Building a new ecosystem

The “bionic” supply chain is not the digitization of existing functions, but the creation of a new ecosystem. This new ecosystem requires new talents and a desire on the part of the company for transformation. It is based on the principles of integration, visibility, and reaction time:

● Integration of supplies, suppliers, upstream and downstream logistics, production, warehousing, and the customer all controlled from a central point, which can possibly be virtual. By integrating and sharing data, planning can become hyper-responsive: raw material lead times are updated in real time by vendors and are integrated into production planning. The expected arrival time is announced and respected, which allows for a reduction of stock, a faster production cycle, and a reduction in the size of the lots. The customer’s order is ready faster. It can be supported in advance for a next day delivery.

● Visibility of the information collected by integration and sharing between all actors, which allows for collaboration between the strategic, tactical, and operational horizons. The very concept of the silo, which stiffens supply chains by making each link independent, disappears. The information that is visible and shared at each stage of the macro-process raises awareness of client-supplier concepts.

● Integration and visibility allow for an acceleration in the reaction time of each actor in the chain. It is the agility of the entire supply chain that is eventually multiplied.

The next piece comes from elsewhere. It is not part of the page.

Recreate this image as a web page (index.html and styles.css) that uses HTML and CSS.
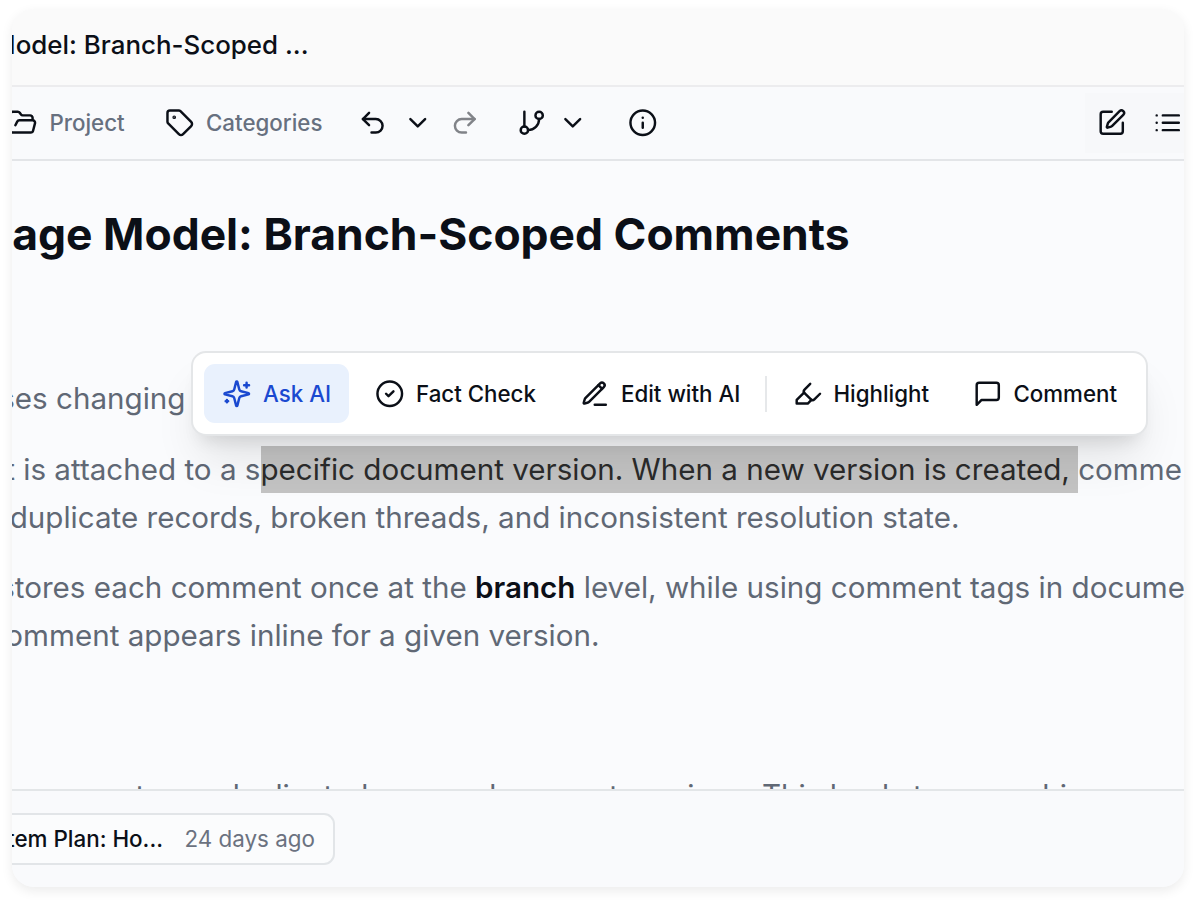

This reaction rate is further accelerated by the following functional transformations:

1. Purchasing and Procurement 4.0 automates transactions between applicants and vendors through shared platforms and catalogues;

2. Robotic warehouses offer unmatched service rates, minimizing inventories; and

3. Maintenance strategies, aligned with the principles of RCM (Reliability-Centered Maintenance) through the generalization of sensors, make full use of 3D printing and allow for machine service rates of nearly 99%.

The availability, sharing, and fast processing of data does not simply describe or even predict the supply chain, it also determines how it is managed.